Evan Rides Bikes

Merritt Crown 2020

My posts on bike races are pretty formulaic. "I did this race. These are the reasons it was awesome. You should do it. Thanks to the organizers." For the Merritt Crown I have to add a "this race might not be for you if" section. It's still an awesome race. I still think you should do it. I'm still grateful to the organizers for putting on such a fun event. To make the best of the Merritt Crown, at least the 2020 Merritt Crown, you need either more preparation or more patience than most cross-country mountain bike races usually take.

The course signage is minimal, which is understandable for a small grassroots event with a long course. The organizers are very clear about this in the race description and in all communications leading up to the event. They urge all riders to carry a phone with the route loaded on it so they can follow the course that way. Even riding with a phone in your pocket you are likely to make some wrong turns. This means you have to be patient or you have to be prepared. Being patient in this case means accepting that you'll go off course sometimes, checking your phone often, and backtracking until you're on course again. The alternative is to be prepared. This means going to Merritt once or twice leading up to the race and pre-riding the course. This way you get most of the wrong turns out of your system before race day. This takes quite a bit of commitment. The Merritt Crown might not be for you if you can't be either prepared, or patient, or some combination of the two. I opted for the path of patience. Before the race started I had never ridden in Merritt before. I did benefit from riding the first third of the race with my friend Glen who had pre-ridden the course. (Thanks Glen!)

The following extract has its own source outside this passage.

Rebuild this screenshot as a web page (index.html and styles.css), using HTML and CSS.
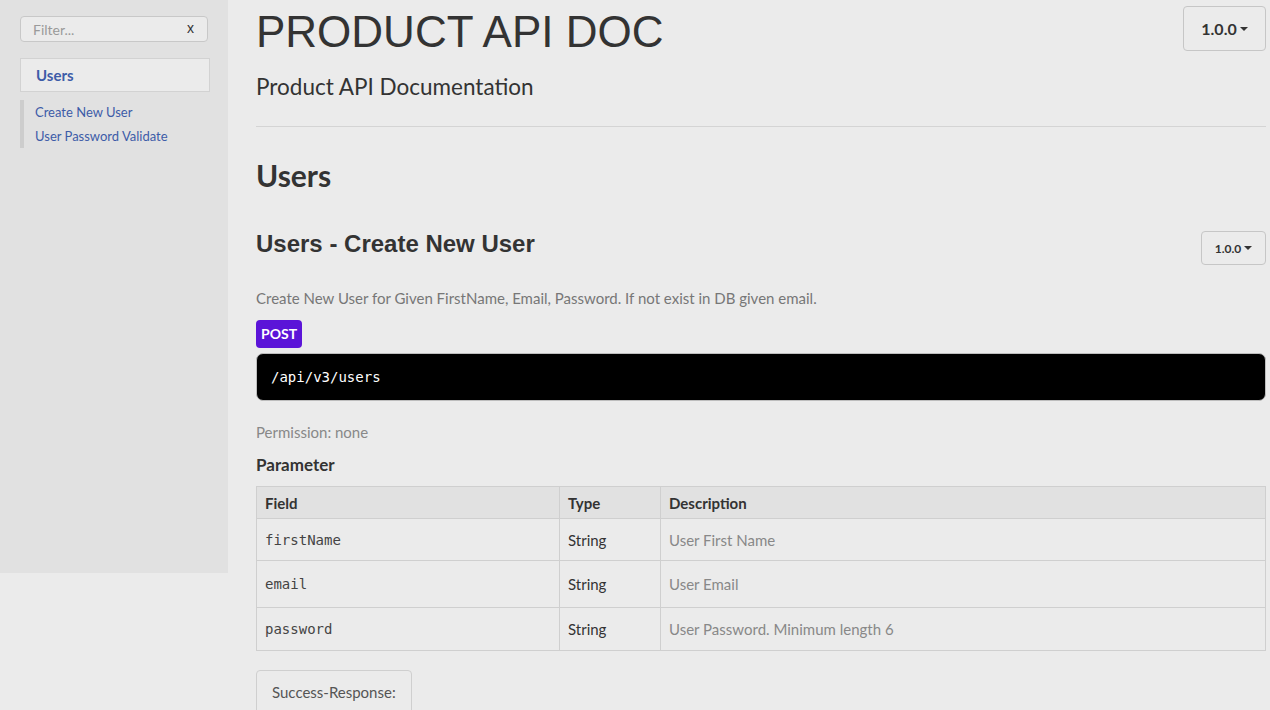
FILE: index.html
```html
<!DOCTYPE html>
<html lang="en">
<head>
<meta charset="utf-8">
<title>Product API Doc</title>
<link rel="stylesheet" href="styles.css">
</head>
<body>
<nav class="sidebar">
  <div class="filter">
    <input class="filter-input" type="text" placeholder="Filter...">
    <span class="filter-clear">x</span>
  </div>
  <div class="nav-group">Users</div>
  <ul class="nav-list">
    <li><a href="#">Create New User</a></li>
    <li><a href="#">User Password Validate</a></li>
  </ul>
</nav>
<main class="content">
  <header class="page-header">
    <h1 class="title">PRODUCT API DOC</h1>
    <button class="version version-lg">1.0.0<span class="caret"></span></button>
  </header>
  <p class="subtitle">Product API Documentation</p>
  <hr class="rule">
  <h2 class="section">Users</h2>
  <div class="api-head">
    <h3 class="api-title">Users - Create New User</h3>
    <button class="version version-sm">1.0.0<span class="caret"></span></button>
  </div>
  <p class="api-desc">Create New User for Given FirstName, Email, Password. If not exist in DB given email.</p>
  <span class="badge">POST</span>
  <pre class="endpoint">/api/v3/users</pre>
  <p class="permission">Permission: none</p>
  <h4 class="param-title">Parameter</h4>
  <table class="params">
    <thead>
      <tr><th class="c-field">Field</th><th class="c-type">Type</th><th>Description</th></tr>
    </thead>
    <tbody>
      <tr class="r1"><td class="code">firstName</td><td>String</td><td class="muted">User First Name</td></tr>
      <tr class="r2"><td class="code">email</td><td>String</td><td class="muted">User Email</td></tr>
      <tr class="r3"><td class="code">password</td><td>String</td><td class="muted">User Password. Minimum length 6</td></tr>
    </tbody>
  </table>
  <button class="tab">Success-Response:</button>
</main>
</body>
</html>
```
FILE: styles.css
```css
html, body {
  margin: 0;
  padding: 0;
}
body {
  background: #ebebeb;
  font-family: Lato, "Noto Sans", sans-serif;
  color: #333;
  display: flex;
  align-items: flex-start;
  overflow: hidden;
}
.sidebar {
  width: 228px;
  height: 573px;
  flex: none;
  background: #e1e1e1;
  box-sizing: border-box;
  padding: 16px 18px 0 20px;
}
.filter {
  position: relative;
  width: 188px;
}
.filter-input {
  display: block;
  box-sizing: border-box;
  width: 188px;
  height: 26px;
  border: 1px solid #c8c8c8;
  border-radius: 4px;
  background: #ebebeb;
  padding: 0 12px;
  font-family: Lato, sans-serif;
  font-size: 14px;
  color: #555;
}
.filter-input::placeholder {
  color: #9a9a9a;
}
.filter-clear {
  position: absolute;
  right: 14px;
  top: 4px;
  font-family: "Liberation Sans", sans-serif;
  font-size: 14px;
  color: #333;
}
.nav-group {
  margin-top: 16px;
  height: 34px;
  box-sizing: border-box;
  border: 1px solid #d2d2d2;
  background: #ebebeb;
  padding-left: 15px;
  line-height: 32px;
  font-weight: bold;
  font-size: 15px;
  color: #3d5ca8;
}
.nav-list {
  list-style: none;
  margin: 8px 0 0;
  padding: 0 0 0 11px;
  border-left: 4px solid #cdcdcd;
}
.nav-list li {
  line-height: 24px;
  font-size: 13px;
}
.nav-list a {
  color: #3d5ca8;
  text-decoration: none;
}
.content {
  flex: none;
  width: 1010px;
  margin-left: 28px;
}
.page-header {
  display: flex;
  justify-content: space-between;
  align-items: flex-start;
}
.title {
  margin: 8px 0 0;
  font-family: "Liberation Sans", Arial, sans-serif;
  font-weight: normal;
  font-size: 44px;
  line-height: 48px;
  color: #333;
}
.version {
  font-family: Lato, sans-serif;
  font-weight: bold;
  color: #333;
  background: #ebebeb;
  border: 1px solid #c6c6c6;
  border-radius: 4px;
  display: flex;
  align-items: center;
  justify-content: center;
  padding: 0;
  box-sizing: border-box;
}
.version-lg {
  margin-top: 6px;
  width: 83px;
  height: 45px;
  font-size: 16px;
}
.version-sm {
  margin-top: 21px;
  width: 65px;
  height: 34px;
  font-size: 12px;
}
.caret {
  display: inline-block;
  width: 0;
  height: 0;
  margin-left: 3px;
  border-left: 4px solid transparent;
  border-right: 4px solid transparent;
  border-top: 4px solid #333;
}
.subtitle {
  margin: 15px 0 0;
  font-size: 22.5px;
  line-height: 32px;
  color: #333;
}
.rule {
  margin: 23px 0 0;
  border: 0;
  border-top: 1px solid #d4d4d4;
}
.section {
  margin: 29px 0 0;
  font-size: 30px;
  line-height: 38px;
  font-weight: bold;
  color: #333;
}
.api-head {
  margin-top: 16px;
  display: flex;
  justify-content: space-between;
  align-items: flex-start;
}
.api-title {
  margin: 20px 0 0;
  font-family: "Liberation Sans", Arial, sans-serif;
  font-size: 24px;
  line-height: 28px;
  font-weight: bold;
  color: #333;
}
.api-desc {
  margin: 23px 0 0;
  font-size: 15px;
  line-height: 20px;
  color: #777;
}
.badge {
  display: inline-block;
  margin-top: 12px;
  height: 28px;
  line-height: 28px;
  padding: 0 5px;
  border-radius: 4px;
  background: #5b14d8;
  color: #fff;
  font-size: 14px;
  font-weight: bold;
}
.endpoint {
  margin: 5px 0 0;
  height: 48px;
  box-sizing: border-box;
  background: #000;
  color: #fff;
  border: 1px solid #bdbdbd;
  border-radius: 7px;
  padding: 0 14px;
  line-height: 46px;
  font-family: "DejaVu Sans Mono", monospace;
  font-size: 14px;
}
.permission {
  margin: 21px 0 0;
  font-size: 15px;
  line-height: 20px;
  color: #888;
}
.param-title {
  margin: 12px 0 0;
  font-size: 17px;
  line-height: 22px;
  font-weight: bold;
  color: #333;
}
.params {
  margin-top: 10px;
  width: 100%;
  border-collapse: collapse;
  font-size: 15px;
}
.params th, .params td {
  border: 1px solid #cfcfcf;
  padding: 0 8px;
  text-align: left;
  vertical-align: middle;
}
.params th {
  background: #e1e1e1;
  height: 31px;
  font-weight: bold;
  color: #333;
}
.c-field { width: 286px; }
.c-type { width: 84px; }
.params tr.r1 td { height: 41px; }
.params tr.r2 td { height: 46px; }
.params tr.r3 td { height: 42px; }
.params td {
  color: #333;
}
.params td.code {
  font-family: "DejaVu Sans Mono", monospace;
  font-size: 14px;
  color: #444;
}
.params td.muted {
  color: #888;
}
.tab {
  margin-top: 19px;
  display: block;
  height: 44px;
  padding: 0 15px;
  background: #ebebeb;
  border: 1px solid #cfcfcf;
  border-radius: 4px;
  font-family: Lato, sans-serif;
  font-size: 15px;
  color: #555;
}
```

Enough about route-finding though. Let's talk about the course. The course is long! There are 60km and 120km options. Whichever you choose you're in for a big day. The 120km option has everything from technical singletrack to paved highway. The course connects three different trail networks together. Getting between networks involves some road riding. There is even an 8km stretch along the highway between the second and third trail networks. That's not to say this isn't a technical course. There is some ligitimately black-diamond terrain. There are rock rolls, steep and loose chutes, a tight twisty canyon, and a lot of nice singletrack. The course gives a surprising sense of solitude. In the middle section of the race near Big Lake I went hours passing through vast farmlands without seeing an other person. The last section up Sumac Ridge looks short on the map, but with ninety-some-odd kilometres behind you the climb up to the ridge is pretty rough. It's an appropriate way to end a rough day.

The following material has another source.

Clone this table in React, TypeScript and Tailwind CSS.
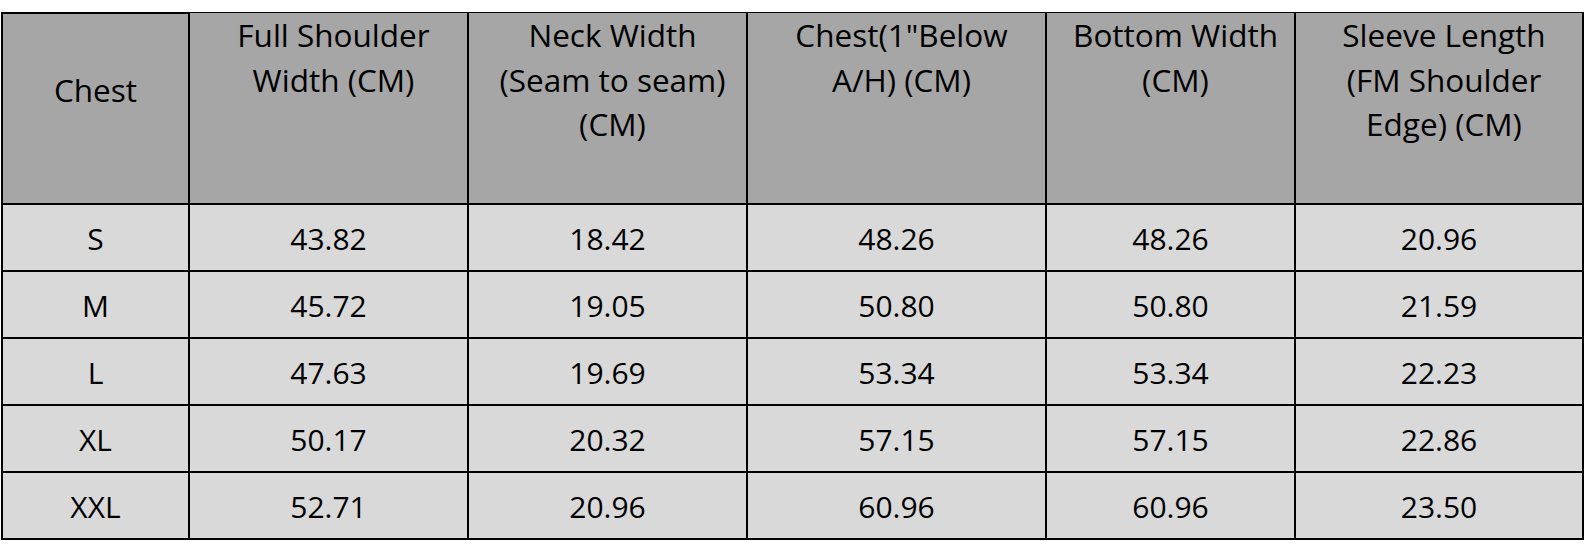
import React from "react";

const headers: { lines: string[]; first?: boolean }[] = [
  { lines: ["Chest"], first: true },
  { lines: ["Full Shoulder", "Width (CM)"] },
  { lines: ["Neck Width", "(Seam to seam)", "(CM)"] },
  { lines: ["Chest(1\"Below", "A/H) (CM)"] },
  { lines: ["Bottom Width", "(CM)"] },
  { lines: ["Sleeve Length", "(FM Shoulder", "Edge) (CM)"] },
];

const rows: string[][] = [
  ["S", "43.82", "18.42", "48.26", "48.26", "20.96"],
  ["M", "45.72", "19.05", "50.80", "50.80", "21.59"],
  ["L", "47.63", "19.69", "53.34", "53.34", "22.23"],
  ["XL", "50.17", "20.32", "57.15", "57.15", "22.86"],
  ["XXL", "52.71", "20.96", "60.96", "60.96", "23.50"],
];

export default function App() {
  return (
    <div className="w-[1586px] h-[549px] bg-white pt-[12px] pl-[1px]">
      <div
        className="w-[1583px] bg-black p-[2px] grid grid-cols-[185px_277px_277px_297px_247px_286px] grid-rows-[189px_65px_65px_65px_65px_65px] gap-[2px] text-black text-[30px] leading-[44.5px]"
        style={{ fontFamily: '"Open Sans", "Noto Sans", sans-serif' }}
      >
        {headers.map((h, i) => (
          <div
            key={i}
            className={
              h.first
                ? "bg-[#a6a6a6] text-center text-[31.5px] pt-[54px]"
                : "bg-[#a6a6a6] text-center text-[31.5px] pl-[10px] -mt-[1px]"
            }
          >
            {h.lines.map((l, j) => (
              <div key={j} className="whitespace-nowrap">
                {l}
              </div>
            ))}
          </div>
        ))}
        {rows.map((r, ri) =>
          r.map((c, ci) => (
            <div
              key={ri + "-" + ci}
              className="bg-[#d9d9d9] flex items-center justify-center pt-[3px]"
            >
              {c}
            </div>
          ))
        )}
      </div>
    </div>
  );
}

With a half an hour before the 7pm cutoff I realized I had gone off course. There was no way for me to make it back to the course and finish on time. I accepted my fate and made my way along some logging roads back to town and to the finish line. At the end of the day I my GPS track was 600m shorter than the proper route. I owned up to my accidental cheating and there was a "DQ" for disqualified next to my name in the results. They gave me a plastic crown anyhow. I'll just have to come back next year and finish the race properly.

The organizers managed to put on a race in 2020. That's a hell of a feat. It felt really safe, too. Starts were staggered. We all wore masks at the start. At the feed stations we riders all wore masks (and retreated to a safe distance to actually eat). A huge thank you goes out to the organizers and volunteers for making the race happen against the odds, and doing it right. I've also gotta thank the people at Republic Bicycles who fixed a spoke for me at the last minute. Cheers!